The first feedback of Keez was centred in my performativity as a hoster of the event and manipulator of technology and the relationship between the use of video images and the movement of the panels. From this feedback on, I started understanding and naming the space created through the scenography as a playful laboratory. Also, I started to diving in a more specific relation between images and movement in order to build a second dimension in the space with its use and choreographing them through space with the same precision as the other elements on stage.
The second feedback of Keez brought insights into the aesthetics of the disposition of the technology tools such as cables and beamer. Keez advised us to display those tools in concordance with the delicate atmosphere of the piece and the clean appearance of other props. Moreover, Keez pointed out the humouristic approach of the creation, brought up by the physicality of the performers and tinted by the absurdism of certain actions and images.

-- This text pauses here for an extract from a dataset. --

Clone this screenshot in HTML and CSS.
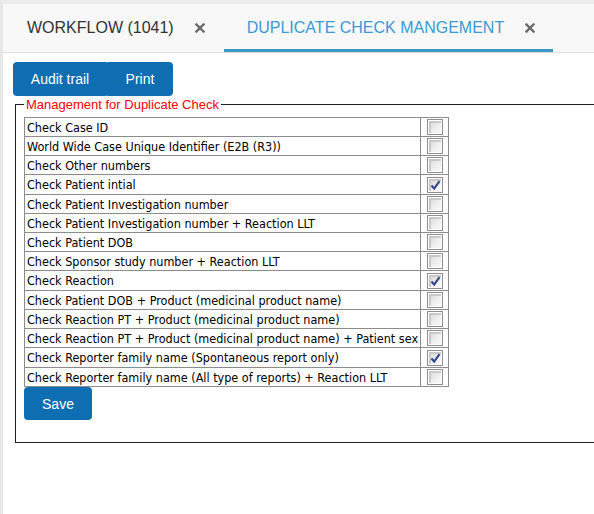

Finally, in the last feedback, Keez helped us with the technicality of the piece, working towards a cleaner approach to the transition between video projections. Moreover, he questioned the accessibility of the audience to the multiple actions that happened at the same time, bringing the question about the importance of making explicitly visible both actions for the audience and making me wonder about my purpose while not making explicit that view.
In conclusion.
Meeting Keez brought me valuable insights into many layers that I already started to implement in my research. On one hand, his tools for communication, especially with people that apparently do not share interests with one, inspired me and made me look at humour and joy as powerful tools to build enriching bridges and to enjoy my process.
On the other hand, his research methodology inspired me to get back to my deepest interests, where wildness and joy are they both always present.
Moreover, Keez tools to connect and deepen the involvements of the individuals inside his collective brought me insights for further teamwork process in which I will be involved and hopefully for the setup of my own company.
His ability to be aware of the repercussions of his own research inside his field and other fields increase my urgency of being open and prepared for the impact of my own research in other fields out of the choreography one.
Finally, the feedbacks that he offered us influenced the research and the resulting art piece in a technical, artistic and epistemological level.